A pesar de los quince años de diferencia, vuelven a mí las mismas películas Disney (clásicos que nunca pasan de moda), dibujos animados y canciones. Vuelven a mí las peleas de dinosaurios, los dibujos en la pared, las guaguas de plástico a las que debo sacarle los chanchitos, las rodillas peladas, las noches en vela, el comedor lleno de juguetes y lápices y los cuentos nocturnos donde casi siempre el que se queda dormido es quien lo está contando.

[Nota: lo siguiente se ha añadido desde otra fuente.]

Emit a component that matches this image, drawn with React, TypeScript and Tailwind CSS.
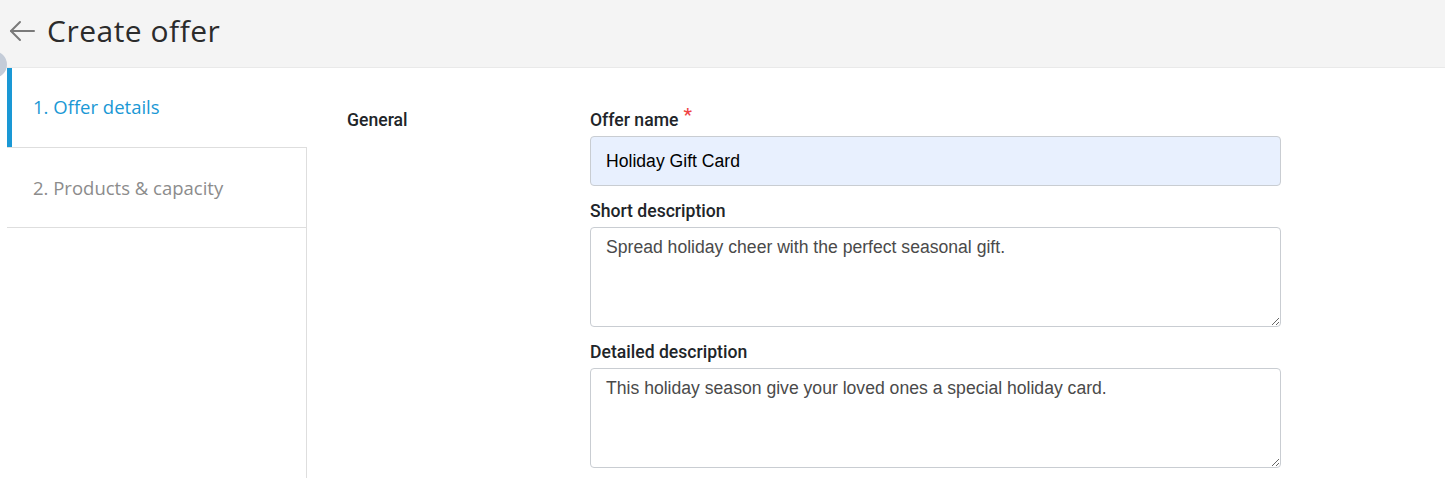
import { useState } from 'react';

const heading = { fontFamily: '"Open Sans", "DejaVu Sans", sans-serif' };
const labelFont = { fontFamily: 'Roboto, "Liberation Sans", sans-serif' };
const inputFont = { fontFamily: '"Liberation Sans", Arial, sans-serif' };

const steps = [
  { name: '1. Offer details' },
  { name: '2. Products & capacity' },
];

const BackArrow = () => (
  <svg width="28" height="24" viewBox="0 0 28 24" fill="none" stroke="#7a7a7a" strokeWidth="2" strokeLinecap="round" strokeLinejoin="round">
    <path d="M26 12H3" />
    <path d="M12 3L3 12l9 9" />
  </svg>
);

const Field = ({ label, required, children }: { label: string; required?: boolean; children: React.ReactNode }) => (
  <div className="flex flex-col">
    <label className="text-[17.6px] leading-[26px] font-medium text-[#212529] mb-[3px]" style={labelFont}>
      {label}
      {required && <span className="text-[#ef4444] ml-[5px] text-[19px] leading-none align-top relative top-[-2px]">*</span>}
    </label>
    {children}
  </div>
);

export default function App() {
  const [name, setName] = useState('Holiday Gift Card');
  const [short, setShort] = useState('Spread holiday cheer with the perfect seasonal gift.');
  const [detail, setDetail] = useState('This holiday season give your loved ones a special holiday card.');

  return (
    <div className="relative w-full h-[478px] overflow-hidden bg-white">
      <header className="h-[68px] bg-[#f4f4f4] border-b border-[#e9e9e9] flex items-center pl-[8px] pb-[6px]">
        <BackArrow />
        <h1 className="ml-[11px] text-[30px] text-[#2b2b2b] tracking-[0.5px]" style={heading}>
          Create offer
        </h1>
      </header>

      <div className="absolute left-[-20px] top-[51px] w-[27px] h-[27px] rounded-full bg-[#c4ccd8]" />

      <div className="flex h-[410px]">
        <nav className="w-[300px] ml-[7px] flex flex-col" style={heading}>
          {steps.map((s, i) =>
            i === 0 ? (
              <div key={s.name} className="relative z-10 h-[79px] border-l-[5px] border-[#1a98d5] pl-[21px] flex items-center pb-[2px] text-[18.5px] font-medium text-[#1a98d5]">
                {s.name}
              </div>
            ) : (
              <div key={s.name} className="h-[81px] border-y border-r border-[#dedede] pl-[26px] flex items-center text-[18.5px] font-medium text-[#8c8c8c]">
                {s.name}
              </div>
            )
          )}
          <div className="flex-1 border-r border-[#dedede]" />
        </nav>

        <main className="flex-1 pl-[40px] pt-[39px] flex">
          <div className="w-[243px] text-[17.6px] leading-[26px] font-medium text-[#212529]" style={labelFont}>
            General
          </div>
          <div className="w-[691px] flex flex-col gap-[12px]">
            <Field label="Offer name" required>
              <input
                value={name}
                onChange={(e) => setName(e.target.value)}
                className="h-[50px] px-[15px] rounded-[4px] border border-[#c9cdd2] bg-[#e8f0fe] text-[17.6px] text-black outline-none"
                style={inputFont}
              />
            </Field>
            <Field label="Short description">
              <textarea
                value={short}
                onChange={(e) => setShort(e.target.value)}
                className="h-[100px] px-[15px] pt-[7px] rounded-[4px] border border-[#c9cdd2] text-[17.6px] leading-[24px] text-[#4a4a4a] outline-none"
                style={inputFont}
              />
            </Field>
            <Field label="Detailed description">
              <textarea
                value={detail}
                onChange={(e) => setDetail(e.target.value)}
                className="h-[100px] px-[15px] pt-[7px] rounded-[4px] border border-[#c9cdd2] text-[17.6px] leading-[24px] text-[#4a4a4a] outline-none"
                style={inputFont}
              />
            </Field>
          </div>
        </main>
      </div>
    </div>
  );
}
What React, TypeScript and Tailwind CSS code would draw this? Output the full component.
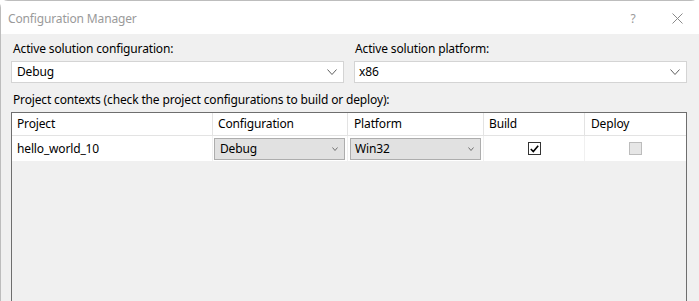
import React from "react";

function Chevron({ w = 10, h = 6, color = "#606060" }: { w?: number; h?: number; color?: string }) {
  return (
    <svg width={w} height={h} viewBox={`0 0 ${w} ${h}`} fill="none">
      <path d={`M0.5 0.5 L${w / 2} ${h - 0.5} L${w - 0.5} 0.5`} stroke={color} strokeWidth="1" />
    </svg>
  );
}

export default function App() {
  const font = { fontFamily: '"Noto Sans", "Segoe UI", sans-serif' };
  return (
    <div className="w-[699px] h-[301px] overflow-hidden bg-white text-[12px] tracking-[-0.15px] text-black" style={font}>
      <div className="h-full flex flex-col rounded-t-[8px] border-t border-l border-[#bdbdbd] bg-white">
        {/* title bar */}
        <div className="h-[33px] flex items-center pl-[7px] pt-[2px] bg-white">
          <span className="text-[#9a9a9a] text-[12px] flex-1">Configuration Manager</span>
          <span className="w-[20px] text-center text-[#9a9a9a] text-[12px] mr-[29px]">?</span>
          <span className="mr-[16px] flex items-center">
            <svg width="11" height="11" viewBox="0 0 11 11">
              <path d="M0.5 0.5 L10.5 10.5 M10.5 0.5 L0.5 10.5" stroke="#8a8a8a" strokeWidth="1" />
            </svg>
          </span>
        </div>
        {/* body */}
        <div className="flex-1 bg-[#f0f0f0] pl-[10px] pr-[12px] pt-[5px] flex flex-col">
          <div className="flex gap-[10px]">
            <div className="flex-1 flex flex-col">
              <div className="h-[20px] leading-[20px] pl-[2px]">Active solution configuration:</div>
              <div className="mt-[2px] h-[22px] bg-white border border-[#d4d4d4] flex items-center pl-[5px] pr-[6px]">
                <span className="flex-1">Debug</span>
                <Chevron />
              </div>
            </div>
            <div className="flex-1 flex flex-col">
              <div className="h-[20px] leading-[20px] pl-[1px]">Active solution platform:</div>
              <div className="mt-[2px] h-[22px] bg-white border border-[#d4d4d4] flex items-center pl-[4px] pr-[6px]">
                <span className="flex-1">x86</span>
                <Chevron />
              </div>
            </div>
          </div>
          <div className="mt-[8px] h-[18px] leading-[18px] pl-[2px]">
            Project contexts (check the project configurations to build or deploy):
          </div>
          <div className="mt-[3px] flex-1 border-l border-r border-t border-[#6e6e6e] flex flex-col">
            <div className="h-[23px] bg-white flex border-b border-[#e3e3e3]">
              <div className="w-[201px] border-r border-[#e3e3e3] pl-[5px] flex items-center">Project</div>
              <div className="w-[135px] border-r border-[#e3e3e3] pl-[5px] flex items-center">Configuration</div>
              <div className="w-[136px] border-r border-[#e3e3e3] pl-[6px] flex items-center">Platform</div>
              <div className="w-[101px] border-r border-[#e3e3e3] pl-[5px] flex items-center">Build</div>
              <div className="flex-1 pl-[6px] flex items-center">Deploy</div>
            </div>
            <div className="h-[25px] bg-white flex">
              <div className="w-[201px] border-r border-[#f0f0f0] pl-[5px] flex items-center">hello_world_10</div>
              <div className="w-[135px] border-r border-[#f0f0f0] flex items-center pl-[1px] pr-[2px]">
                <div className="w-full h-[22px] bg-[#e1e1e1] border border-[#adadad] flex items-center pl-[5px] pr-[6px]">
                  <span className="flex-1">Debug</span>
                  <Chevron w={6} h={4} color="#707070" />
                </div>
              </div>
              <div className="w-[136px] border-r border-[#f0f0f0] flex items-center pl-[2px] pr-[2px]">
                <div className="w-full h-[22px] bg-[#e1e1e1] border border-[#adadad] flex items-center pl-[4px] pr-[6px]">
                  <span className="flex-1">Win32</span>
                  <Chevron w={6} h={4} color="#707070" />
                </div>
              </div>
              <div className="w-[101px] border-r border-[#f0f0f0] flex items-center justify-center">
                <div className="w-[13px] h-[13px] bg-white border border-[#333333] flex items-center justify-center">
                  <svg width="9" height="8" viewBox="0 0 9 8">
                    <path d="M0.8 4 L3.3 6.6 L8.2 0.8" stroke="#000" strokeWidth="1.6" fill="none" />
                  </svg>
                </div>
              </div>
              <div className="flex-1 flex items-center justify-center">
                <div className="w-[13px] h-[13px] bg-[#e6e6e6] border border-[#bcbcbc]" />
              </div>
            </div>
            <div className="flex-1 bg-[#f0f0f0]" />
          </div>
        </div>
      </div>
    </div>
  );
}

Valentina y Octavia son mis compañeras de viaje. Una en camino a preparar sus propios itinerarios, la otra acomodándose en mi cama. Una pensando en la PSU y su futuro, la otra aprendiendo a saltar a dos pies juntos. Una conociendo el amor del otro, la otra exigiendo sólo el nuestro. Pero ambas presentes, pululando en mis instantes, con sus llamadas (sí, Octavia también me llama por whatsapp), con sus sonrisas, con sus conversaciones eternas cuando las tres volvemos a casa. Ambas en mi cama cantando y preguntando si la 'mami' le robó el sombrero al profesor.

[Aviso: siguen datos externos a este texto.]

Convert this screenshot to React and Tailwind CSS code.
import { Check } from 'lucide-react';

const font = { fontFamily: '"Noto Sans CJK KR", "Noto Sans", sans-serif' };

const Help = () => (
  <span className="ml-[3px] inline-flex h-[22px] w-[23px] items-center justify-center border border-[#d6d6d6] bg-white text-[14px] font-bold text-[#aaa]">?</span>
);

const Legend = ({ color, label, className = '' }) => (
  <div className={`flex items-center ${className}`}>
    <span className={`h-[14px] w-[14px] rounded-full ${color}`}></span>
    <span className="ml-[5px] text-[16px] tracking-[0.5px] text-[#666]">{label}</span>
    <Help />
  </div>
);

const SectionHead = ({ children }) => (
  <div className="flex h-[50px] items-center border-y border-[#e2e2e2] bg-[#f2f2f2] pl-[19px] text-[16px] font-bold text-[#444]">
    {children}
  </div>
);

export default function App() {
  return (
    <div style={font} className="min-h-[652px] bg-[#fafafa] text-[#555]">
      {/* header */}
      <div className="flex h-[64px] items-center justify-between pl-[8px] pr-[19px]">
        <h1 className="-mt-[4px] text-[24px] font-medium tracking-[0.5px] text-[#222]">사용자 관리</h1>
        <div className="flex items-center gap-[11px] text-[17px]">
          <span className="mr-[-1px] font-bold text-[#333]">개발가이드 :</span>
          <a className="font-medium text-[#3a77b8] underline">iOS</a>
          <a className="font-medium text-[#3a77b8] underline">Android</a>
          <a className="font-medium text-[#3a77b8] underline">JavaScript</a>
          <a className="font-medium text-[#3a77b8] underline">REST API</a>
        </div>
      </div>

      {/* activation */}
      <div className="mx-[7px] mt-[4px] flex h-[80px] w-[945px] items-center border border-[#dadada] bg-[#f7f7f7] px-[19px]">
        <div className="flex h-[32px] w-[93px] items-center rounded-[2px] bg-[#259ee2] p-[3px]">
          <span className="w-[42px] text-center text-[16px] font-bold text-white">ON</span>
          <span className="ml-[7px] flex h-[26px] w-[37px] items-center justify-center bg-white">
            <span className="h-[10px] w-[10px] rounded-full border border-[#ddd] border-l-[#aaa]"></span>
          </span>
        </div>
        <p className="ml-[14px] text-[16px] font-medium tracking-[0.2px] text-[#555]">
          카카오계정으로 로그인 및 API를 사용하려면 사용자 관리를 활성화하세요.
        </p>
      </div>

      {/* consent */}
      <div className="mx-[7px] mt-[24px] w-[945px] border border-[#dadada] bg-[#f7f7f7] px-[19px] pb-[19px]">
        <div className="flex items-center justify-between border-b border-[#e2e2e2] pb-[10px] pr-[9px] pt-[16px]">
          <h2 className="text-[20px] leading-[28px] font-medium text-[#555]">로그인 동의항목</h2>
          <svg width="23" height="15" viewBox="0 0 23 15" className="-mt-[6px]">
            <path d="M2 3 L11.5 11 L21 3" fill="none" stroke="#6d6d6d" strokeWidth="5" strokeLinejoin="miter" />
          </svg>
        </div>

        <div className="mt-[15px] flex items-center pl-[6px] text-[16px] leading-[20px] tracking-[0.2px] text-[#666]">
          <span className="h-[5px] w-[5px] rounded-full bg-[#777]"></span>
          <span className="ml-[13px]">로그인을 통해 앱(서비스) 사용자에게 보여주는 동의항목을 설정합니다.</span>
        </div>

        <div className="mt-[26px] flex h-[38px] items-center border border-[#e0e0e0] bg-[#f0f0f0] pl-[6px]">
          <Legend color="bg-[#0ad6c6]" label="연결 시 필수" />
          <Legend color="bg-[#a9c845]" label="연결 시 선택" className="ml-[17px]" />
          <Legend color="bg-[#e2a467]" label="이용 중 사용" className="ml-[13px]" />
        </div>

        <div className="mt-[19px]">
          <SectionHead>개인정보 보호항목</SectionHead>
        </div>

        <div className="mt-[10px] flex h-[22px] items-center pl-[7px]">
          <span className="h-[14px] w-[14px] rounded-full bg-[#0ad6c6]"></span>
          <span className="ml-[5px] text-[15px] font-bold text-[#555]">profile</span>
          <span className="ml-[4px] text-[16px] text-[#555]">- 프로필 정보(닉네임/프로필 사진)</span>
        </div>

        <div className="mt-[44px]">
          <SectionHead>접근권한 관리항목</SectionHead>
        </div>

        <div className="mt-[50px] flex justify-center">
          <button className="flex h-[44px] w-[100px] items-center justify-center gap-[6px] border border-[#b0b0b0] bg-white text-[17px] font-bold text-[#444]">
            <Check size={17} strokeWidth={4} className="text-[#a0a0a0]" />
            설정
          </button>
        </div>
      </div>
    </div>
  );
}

La posibilidad de disfrutar estas dos maternidades distintas no me ha hecho replantearme el mundo, ni creer en seres supremos, ni cuestionar esta sociedad tan cambiante, ni tampoco creerme superior al resto. Sólo me lleva a mirar atrás, al camino que me tocó transitar y asumir, y reconocer que he sido una afortunada, ya que, a pesar de ser tan distintas las épocas, a pesar de la red de apoyo, de mi cambio de perspectiva, de los años de diferencias y los cambios generacionales, al llegar la noche mi vivencias se vuelven idénticas. Entro en cada dormitorio mientras duermen sólo para tocarlas, besar su frente y verlas dormir. Y asumir que, esta vida que llegó, es la que tenía que vivir.
María Paz Sánchez Morales tiene 36 años. Es mamá de Valentina y Octavia y trabaja como profesora de Lenguaje y Comunicación.